Europe a good mixer for other overseas markets

cash flow

13 February 2006
| By Darin Tyson-Chan |

When investors look offshore for investment opportunities, Europe tends to take a back seat in comparison to countries such as the US, China or India.

However, Fidelity International senior investment consultant Peter Holland believes the region can provide the perfect complement to investments in these more popular markets.

Countries like the US, China and India have attracted investors’ funds on the strength of their economic growth, however, Europe’s appeal is completely different, according to Holland.

“You’re not going to buy Europe for the economic growth. Why you are going to buy Europe is that the companies on the whole are well managed.

“The companies have done a lot since the 2000 crash to improve their operations, look after shareholders, run the businesses tighter, and produce much more cash flow with good dividend growth. So you’ve got this resurgence in profitability based more on good management and less on economic recovery and growth,” he said.

The push towards better management of companies has come about through the entry of new members into the European Economic Community, such as Poland and the Czech Republic, Holland said.

He explained that typically what happens is companies in these new member countries enter the market with a lowly paid but well-educated workforce, and companies in the established European countries find themselves in a market with competitors who can produce the same goods at a lower cost. This situation has forced a change in operating structures.

Holland said the emphasis on profitability means good opportunities for investors to buy European stocks at relatively low prices.

“The result of that is profits have gone up a lot and European equities are actually very cheap. At the same time, we know that equity investors in Europe are pretty negative.

“So it seems to me that you have a situation where the market is cheap, the traditional buyers are all a bit shell-shocked after the 2000 problem … and there is a great opportunity to buy cheap investments with good dividend yield at a time when others don’t want it,” he said.
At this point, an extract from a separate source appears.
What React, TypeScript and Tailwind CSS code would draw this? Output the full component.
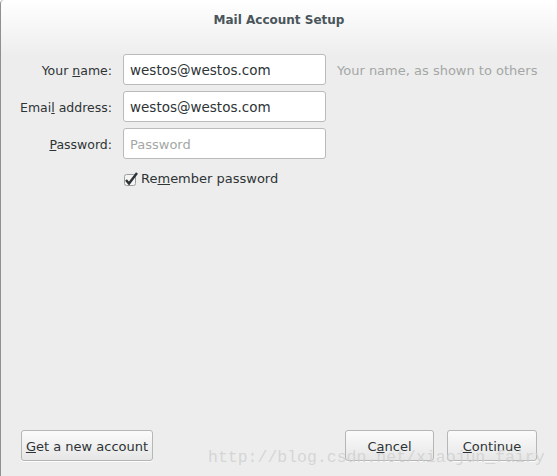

Holland believes in this type of environment the investor would be advised to steer away from indexed funds in favour of actively managed funds, as there is a real prospect of picking winning stocks.

Because the driver of good returns in Europe is not correlated to those in other international markets, Holland feels investment in the region can increase the diversity of the overseas component of a portfolio.
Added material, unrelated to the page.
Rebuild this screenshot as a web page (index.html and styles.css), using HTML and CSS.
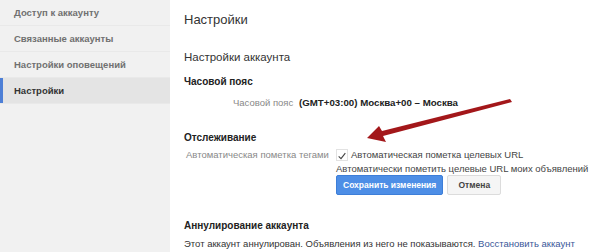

“If you buy Europe you’ve got a different sort of economic way of making money. It gives you the benefit that if, say, Chinese growth turns out to be disappointing, it really won’t make that much difference to your investment in Europe. So it’s a different sort of investment and in that sense it’s alternative, it lowers the risk of your portfolio because you won’t be so plugged into China or other countries that are driving the rest of it,” he said.